The new scenarios, according to Rickerson, reflect ERCOT’s “commitment to improve transparency and visibility into the market and the factors that affect reliability, even when there is a very remote possibility of these events happening.”

ERCOT’s CEO was fired in the wake of the February freeze, and several members of the board, including the chair, resigned. Last month, Brad Jones, previously the chief executive of the New York Independent System Operator, was tapped to lead ERCOT until a permanent CEO is hired.

Grid officials plan to visit some power plants in the state to review summer weatherization plans. While plant visits have occurred in the past for winter weatherization, this would be the first visits to ensure summer reliability.

ERCOT is monitoring current drought conditions, but officials said there is no significant risk at this time. It is also coordinating with transmission service providers to limit planned outages. Grid officials have asked generators to contact gas suppliers to identify any pipeline activities that may impact supply.

Looking Ahead

ERCOT said it is monitoring new operational risks that have resulted from changes in the power generation stack. A significant amount of utility-scale solar resources has been added to the grid. At the end of April, utility-scale solar and battery storage projects accounted for almost 80% of the new resources that are being considered for interconnection.

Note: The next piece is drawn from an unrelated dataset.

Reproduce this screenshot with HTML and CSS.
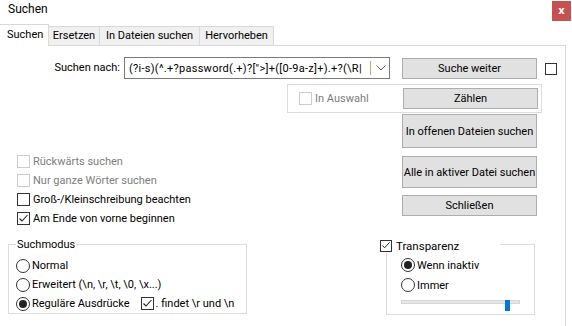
FILE: index.html
```html
<!DOCTYPE html>
<html lang="de">
<head>
<meta charset="utf-8">
<title>Suchen</title>
<link rel="stylesheet" href="styles.css">
</head>
<body>
<div class="window">
  <div class="titlebar">
    <span class="title">Suchen</span>
    <span class="close">x</span>
  </div>
  <div class="tabs">
    <div class="tab active">Suchen</div>
    <div class="tab t-ersetzen">Ersetzen</div>
    <div class="tab t-dateien">In Dateien suchen</div>
    <div class="tab t-hervor">Hervorheben</div>
  </div>
  <div class="panel">
    <div class="row-find">
      <label class="find-label">Suchen nach:</label>
      <div class="combo">
        <span class="combo-text">(?i-s)(^.+?password(.+)?["&gt;]+([0-9a-z]+).+?(\R|</span>
        <span class="combo-caret"></span>
        <span class="combo-arrow"><svg width="10" height="6" viewBox="0 0 10 6"><path d="M0.5 0.5 L5 5 L9.5 0.5" fill="none" stroke="#6d6d6d" stroke-width="1"/></svg></span>
      </div>
      <div class="btn btn-next">Suche weiter</div>
      <span class="cb cb-top"></span>
    </div>

    <div class="sel-group">
      <span class="cb disabled"></span>
      <span class="lbl disabled-text">In Auswahl</span>
      <div class="btn btn-count">Zählen</div>
    </div>

    <div class="mid">
      <div class="opts">
        <div class="opt"><span class="cb disabled"></span><span class="lbl disabled-text">Rückwärts suchen</span></div>
        <div class="opt"><span class="cb disabled"></span><span class="lbl disabled-text">Nur ganze Wörter suchen</span></div>
        <div class="opt"><span class="cb"></span><span class="lbl">Groß-/Kleinschreibung beachten</span></div>
        <div class="opt"><span class="cb checked"><svg width="11" height="11" viewBox="0 0 11 11"><path d="M1.5 5.5 L4 8 L9.5 2" fill="none" stroke="#222" stroke-width="1.1"/></svg></span><span class="lbl">Am Ende von vorne beginnen</span></div>
      </div>
      <div class="btncol">
        <div class="btn btn-open">In offenen Dateien suchen</div>
        <div class="btn btn-all">Alle in aktiver Datei suchen</div>
        <div class="btn btn-close">Schließen</div>
      </div>
    </div>

    <div class="bottom">
      <div class="group mode">
        <div class="legend legend-mode">Suchmodus</div>
        <div class="opt radio-row"><span class="radio"></span><span class="lbl">Normal</span></div>
        <div class="opt radio-row"><span class="radio"></span><span class="lbl">Erweitert (\n, \r, \t, \0, \x...)</span></div>
        <div class="opt radio-row"><span class="radio on"></span><span class="lbl">Reguläre Ausdrücke</span><span class="cb checked cb-dot"><svg width="11" height="11" viewBox="0 0 11 11"><path d="M1.5 5.5 L4 8 L9.5 2" fill="none" stroke="#222" stroke-width="1.1"/></svg></span><span class="lbl">. findet \r und \n</span></div>
      </div>
      <div class="group transp">
        <div class="legend legend-transp"><span class="cb checked"><svg width="11" height="11" viewBox="0 0 11 11"><path d="M1.5 5.5 L4 8 L9.5 2" fill="none" stroke="#222" stroke-width="1.1"/></svg></span><span class="lbl">Transparenz</span></div>
        <div class="opt radio-row2"><span class="radio on"></span><span class="lbl">Wenn inaktiv</span></div>
        <div class="opt radio-row2"><span class="radio"></span><span class="lbl">Immer</span></div>
        <div class="slider">
          <div class="track"></div>
          <div class="thumb" style="left: 104px"></div>
        </div>
      </div>
    </div>
  </div>
</div>
</body>
</html>
```

FILE: styles.css
```css
* { box-sizing: border-box; }
html, body {
  margin: 0;
  padding: 0;
  background: #ffffff;
}
body {
  width: 572px;
  height: 326px;
  overflow: hidden;
  font-family: Roboto, "Liberation Sans", sans-serif;
  font-size: 11px;
  color: #000;
}
.window {
  width: 572px;
  height: 326px;
  display: flex;
  flex-direction: column;
}
.titlebar {
  height: 24px;
  display: flex;
  justify-content: space-between;
  align-items: flex-start;
}
.title {
  font-size: 12px;
  line-height: 18px;
  padding-left: 8px;
}
.close {
  margin-top: 1px;
  margin-right: 1px;
  width: 19px;
  height: 20px;
  background: #c75050;
  color: #fff;
  font-weight: bold;
  font-size: 10px;
  line-height: 19px;
  text-align: center;
  font-family: "DejaVu Sans", sans-serif;
}
.tabs {
  height: 21px;
  display: flex;
  align-items: flex-end;
  position: relative;
  z-index: 1;
}
.tab {
  height: 19px;
  line-height: 18px;
  border: 1px solid #d9d9d9;
  border-bottom: none;
  border-left: none;
  background: #f0f0f0;
  text-align: center;
}
.tab.active {
  width: 49px;
  height: 22px;
  margin-bottom: -1px;
  line-height: 19px;
  background: #fff;
  text-align: left;
  padding-left: 7px;
}
.t-ersetzen { width: 51px; }
.t-dateien { width: 100px; }
.t-hervor { width: 74px; }

.panel {
  width: 566px;
  flex: 1;
  border-top: 1px solid #d9d9d9;
  border-right: 1px solid #d9d9d9;
}

.row-find {
  margin-top: 11px;
  display: flex;
  align-items: flex-start;
}
.find-label {
  width: 124px;
  padding-right: 4px;
  text-align: right;
  line-height: 22px;
}
.combo {
  width: 266px;
  height: 22px;
  border: 1px solid #7a7a7a;
  display: flex;
  align-items: center;
  overflow: hidden;
  background: #fff;
}
.combo-text {
  width: 245px;
  padding-left: 4px;
  white-space: nowrap;
  overflow: hidden;
  flex: none;
  letter-spacing: 0.28px;
}
.combo-caret {
  width: 1px;
  height: 14px;
  background: #e0a060;
  flex: none;
}
.combo-arrow {
  flex: 1;
  display: flex;
  justify-content: center;
  align-items: center;
  padding-left: 1px;
}
.btn {
  width: 135px;
  background: #e1e1e1;
  border: 1px solid #adadad;
  display: flex;
  align-items: center;
  justify-content: center;
  white-space: nowrap;
}
.btn-next {
  margin-left: 12px;
  margin-top: 1px;
  height: 21px;
}
.cb {
  width: 13px;
  height: 13px;
  border: 1px solid #333;
  background: #fff;
  flex: none;
  display: inline-flex;
  align-items: center;
  justify-content: center;
}
.cb svg { display: block; }
.cb-top {
  margin-left: 8px;
  margin-top: 6px;
  width: 12px;
  height: 12px;
}
.cb.disabled { border-color: #cccccc; }
.disabled-text { color: #7d7d7d; }
.lbl {
  margin-left: 3px;
  white-space: nowrap;
}

.sel-group {
  margin-top: 5px;
  margin-left: 287px;
  width: 255px;
  height: 29px;
  border: 1px solid #dcdcdc;
  display: flex;
  align-items: center;
  padding-left: 11px;
}
.btn-count {
  margin-left: auto;
  margin-right: 3px;
  height: 21px;
}

.mid {
  margin-top: 1px;
  display: flex;
}
.opts {
  width: 402px;
  padding-left: 17px;
  padding-top: 38px;
}
.opt {
  height: 19px;
  display: flex;
  align-items: center;
}
.btncol {
  display: flex;
  flex-direction: column;
}
.btn-open { height: 34px; }
.btn-all { height: 32px; margin-top: 8px; }
.btn-close { height: 21px; margin-top: 7px; }

.bottom {
  margin-top: 16px;
  display: flex;
  align-items: flex-start;
}
.group {
  position: relative;
  border: 1px solid #dcdcdc;
}
.legend {
  position: absolute;
  top: -8px;
  height: 15px;
  background: #fff;
  display: flex;
  align-items: center;
  white-space: nowrap;
}
.mode {
  margin-left: 8px;
  width: 239px;
  height: 70px;
  padding-top: 11px;
  padding-left: 7px;
}
.legend-mode {
  left: 7px;
  padding: 0 1px;
}
.radio {
  width: 14px;
  height: 14px;
  border: 1px solid #333;
  border-radius: 50%;
  background: #fff;
  flex: none;
  display: inline-flex;
  align-items: center;
  justify-content: center;
}
.radio.on::after {
  content: "";
  width: 8px;
  height: 8px;
  border-radius: 50%;
  background: #222;
}
.radio-row .lbl { margin-left: 2px; }
.cb-dot {
  margin-left: 11px;
}
.transp {
  margin-left: 139px;
  width: 149px;
  height: 71px;
  padding-top: 10px;
  padding-left: 14px;
}
.legend-transp {
  left: -7px;
  top: -7px;
  width: 120px;
}
.legend-transp .cb { width: 12px; height: 12px; }
.legend-transp .lbl { margin-left: 4px; font-size: 11.5px; }
.radio-row2 {
  height: 20px;
}
.radio-row2 .lbl { margin-left: 2px; }
.slider {
  position: relative;
  margin-top: 5px;
  width: 119px;
  height: 12px;
}
.track {
  margin-top: 4px;
  width: 119px;
  height: 4px;
  background: #e7e7e7;
  border: 1px solid #d6d6d6;
}
.thumb {
  position: absolute;
  top: 0;
  width: 5px;
  height: 11px;
  background: #0078d7;
}
```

“While tight grid conditions have historically been limited to the hours of highest electric consumption, ERCOT now sees the potential for tight conditions during low-wind conditions, or during the early evening hours when solar resources come offline,” it said. “As the capacity of battery storage increases in ERCOT, these resources are expected to help mitigate some of this risk.”

Meanwhile, preliminary data for this fall indicated there would be sufficient generation to meet system-wide demand under normal system conditions. Based on expected fall peak weather conditions, the data pointed to a seasonal peak demand of 62,662 MW. ERCOT said the grid may still experience temporary tight conditions if high demand days occur. Tight conditions could result from significant maintenance outages, low renewable energy production and/or extreme weather.